[TASK OBJECTIVE]
Find the word "with" in the listing; pull out each line holding it.

++++ GIVEN ENTRIES

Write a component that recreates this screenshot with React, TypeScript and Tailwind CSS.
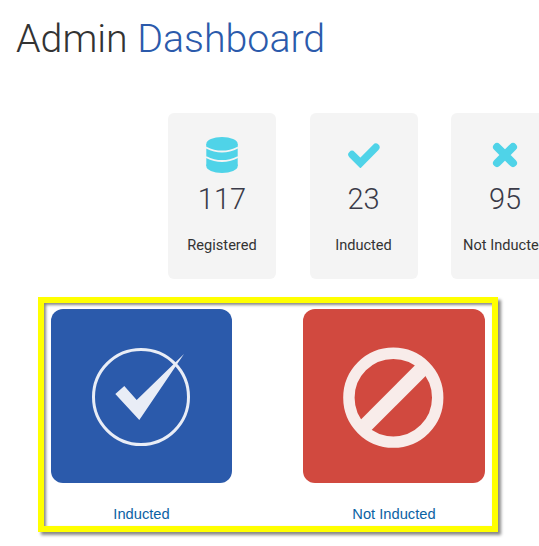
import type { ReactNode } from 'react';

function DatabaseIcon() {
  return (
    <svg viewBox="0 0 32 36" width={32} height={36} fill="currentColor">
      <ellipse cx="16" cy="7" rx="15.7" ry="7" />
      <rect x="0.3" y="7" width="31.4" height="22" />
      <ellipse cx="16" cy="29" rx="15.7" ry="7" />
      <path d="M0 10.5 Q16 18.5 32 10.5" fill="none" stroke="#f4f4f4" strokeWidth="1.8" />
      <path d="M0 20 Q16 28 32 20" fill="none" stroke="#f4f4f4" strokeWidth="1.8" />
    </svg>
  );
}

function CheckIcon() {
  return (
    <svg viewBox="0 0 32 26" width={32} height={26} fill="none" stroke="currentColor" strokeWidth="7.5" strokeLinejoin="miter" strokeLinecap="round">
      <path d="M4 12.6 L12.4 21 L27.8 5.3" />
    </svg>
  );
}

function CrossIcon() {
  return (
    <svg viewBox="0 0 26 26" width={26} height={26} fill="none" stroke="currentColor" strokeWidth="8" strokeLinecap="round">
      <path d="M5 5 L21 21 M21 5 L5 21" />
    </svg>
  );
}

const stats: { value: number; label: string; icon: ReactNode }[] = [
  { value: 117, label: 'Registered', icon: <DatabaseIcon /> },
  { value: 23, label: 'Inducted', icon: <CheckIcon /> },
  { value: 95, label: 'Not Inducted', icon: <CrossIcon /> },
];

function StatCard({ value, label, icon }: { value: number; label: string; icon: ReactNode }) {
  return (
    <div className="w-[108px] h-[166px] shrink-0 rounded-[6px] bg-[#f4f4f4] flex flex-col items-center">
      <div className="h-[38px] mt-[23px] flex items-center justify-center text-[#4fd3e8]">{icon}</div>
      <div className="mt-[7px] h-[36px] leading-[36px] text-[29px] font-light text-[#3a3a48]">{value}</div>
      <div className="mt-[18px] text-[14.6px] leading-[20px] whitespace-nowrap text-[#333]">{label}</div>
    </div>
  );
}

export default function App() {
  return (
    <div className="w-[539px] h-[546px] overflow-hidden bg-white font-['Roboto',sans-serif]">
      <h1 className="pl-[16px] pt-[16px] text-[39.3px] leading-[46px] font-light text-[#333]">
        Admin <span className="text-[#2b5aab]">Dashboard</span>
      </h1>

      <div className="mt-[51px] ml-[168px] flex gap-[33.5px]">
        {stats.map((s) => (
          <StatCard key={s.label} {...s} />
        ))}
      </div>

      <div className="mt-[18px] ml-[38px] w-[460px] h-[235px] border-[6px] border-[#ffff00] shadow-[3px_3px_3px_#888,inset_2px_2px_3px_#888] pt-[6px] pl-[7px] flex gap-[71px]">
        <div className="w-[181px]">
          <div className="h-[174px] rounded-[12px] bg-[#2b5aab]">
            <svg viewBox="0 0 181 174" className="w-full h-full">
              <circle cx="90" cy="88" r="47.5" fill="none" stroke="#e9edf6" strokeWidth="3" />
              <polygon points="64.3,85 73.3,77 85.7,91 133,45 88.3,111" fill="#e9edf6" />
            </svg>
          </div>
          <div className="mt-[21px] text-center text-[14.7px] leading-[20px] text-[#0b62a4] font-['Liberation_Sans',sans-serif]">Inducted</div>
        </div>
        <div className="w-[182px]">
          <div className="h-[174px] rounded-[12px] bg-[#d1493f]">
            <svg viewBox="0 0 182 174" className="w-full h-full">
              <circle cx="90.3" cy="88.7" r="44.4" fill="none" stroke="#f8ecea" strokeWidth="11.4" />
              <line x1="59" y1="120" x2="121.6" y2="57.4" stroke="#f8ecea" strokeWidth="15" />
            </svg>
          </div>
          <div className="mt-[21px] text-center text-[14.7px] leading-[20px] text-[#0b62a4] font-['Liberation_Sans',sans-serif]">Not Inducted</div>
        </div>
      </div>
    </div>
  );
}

++++++++
++++ GIVEN ENTRIES

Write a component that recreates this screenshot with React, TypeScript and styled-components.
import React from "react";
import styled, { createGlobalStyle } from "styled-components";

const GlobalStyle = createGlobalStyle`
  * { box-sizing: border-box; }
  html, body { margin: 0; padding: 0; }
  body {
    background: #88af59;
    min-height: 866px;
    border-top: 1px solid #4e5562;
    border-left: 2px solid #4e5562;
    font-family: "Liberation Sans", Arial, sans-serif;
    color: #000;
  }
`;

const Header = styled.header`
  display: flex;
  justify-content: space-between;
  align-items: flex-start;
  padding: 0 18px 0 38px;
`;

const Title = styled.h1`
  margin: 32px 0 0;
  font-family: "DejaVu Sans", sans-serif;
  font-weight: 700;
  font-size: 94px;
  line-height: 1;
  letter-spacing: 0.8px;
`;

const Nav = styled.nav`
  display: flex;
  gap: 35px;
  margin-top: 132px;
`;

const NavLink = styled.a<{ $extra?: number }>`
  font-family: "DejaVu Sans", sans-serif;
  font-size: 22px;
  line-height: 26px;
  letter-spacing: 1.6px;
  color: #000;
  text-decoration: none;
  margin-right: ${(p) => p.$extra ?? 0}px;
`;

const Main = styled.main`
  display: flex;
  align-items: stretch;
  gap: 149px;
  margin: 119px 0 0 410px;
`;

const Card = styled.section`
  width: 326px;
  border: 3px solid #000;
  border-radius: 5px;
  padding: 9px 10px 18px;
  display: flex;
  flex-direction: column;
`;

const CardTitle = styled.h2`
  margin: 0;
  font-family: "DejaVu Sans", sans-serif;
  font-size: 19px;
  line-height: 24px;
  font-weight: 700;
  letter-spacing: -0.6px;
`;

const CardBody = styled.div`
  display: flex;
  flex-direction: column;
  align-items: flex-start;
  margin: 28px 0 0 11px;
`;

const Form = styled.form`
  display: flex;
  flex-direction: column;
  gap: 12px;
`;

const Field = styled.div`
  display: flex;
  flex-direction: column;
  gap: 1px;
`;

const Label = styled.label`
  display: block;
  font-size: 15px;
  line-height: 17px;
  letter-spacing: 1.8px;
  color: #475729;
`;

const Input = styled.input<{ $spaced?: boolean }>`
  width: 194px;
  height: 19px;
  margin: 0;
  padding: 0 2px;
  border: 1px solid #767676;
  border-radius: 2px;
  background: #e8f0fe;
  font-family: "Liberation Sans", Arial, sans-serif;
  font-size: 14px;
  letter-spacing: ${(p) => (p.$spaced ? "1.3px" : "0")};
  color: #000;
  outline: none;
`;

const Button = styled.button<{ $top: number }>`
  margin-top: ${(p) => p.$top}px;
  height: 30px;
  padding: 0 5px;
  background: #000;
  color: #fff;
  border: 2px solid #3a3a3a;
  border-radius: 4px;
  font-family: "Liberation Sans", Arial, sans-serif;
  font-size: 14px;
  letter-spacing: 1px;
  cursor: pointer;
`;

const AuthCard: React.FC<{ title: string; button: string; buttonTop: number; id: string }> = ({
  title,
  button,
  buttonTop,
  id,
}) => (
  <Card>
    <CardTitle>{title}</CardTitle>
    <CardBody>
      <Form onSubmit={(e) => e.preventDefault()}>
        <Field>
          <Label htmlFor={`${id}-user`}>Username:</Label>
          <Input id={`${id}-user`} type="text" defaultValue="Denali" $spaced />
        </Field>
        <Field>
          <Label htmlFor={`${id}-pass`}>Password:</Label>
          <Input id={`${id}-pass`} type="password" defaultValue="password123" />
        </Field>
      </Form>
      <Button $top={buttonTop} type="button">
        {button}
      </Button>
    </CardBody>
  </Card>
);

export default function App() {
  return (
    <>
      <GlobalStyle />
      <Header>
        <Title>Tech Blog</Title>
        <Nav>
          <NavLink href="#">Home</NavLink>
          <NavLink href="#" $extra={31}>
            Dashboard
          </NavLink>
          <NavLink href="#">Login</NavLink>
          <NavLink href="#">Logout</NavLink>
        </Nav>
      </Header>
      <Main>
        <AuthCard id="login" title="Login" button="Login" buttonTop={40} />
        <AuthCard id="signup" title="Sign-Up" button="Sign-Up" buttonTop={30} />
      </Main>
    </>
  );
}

++++++++

[REPLY]
Write a component that recreates this screenshot with React, TypeScript and Tailwind CSS.
Write a component that recreates this screenshot with React, TypeScript and styled-components.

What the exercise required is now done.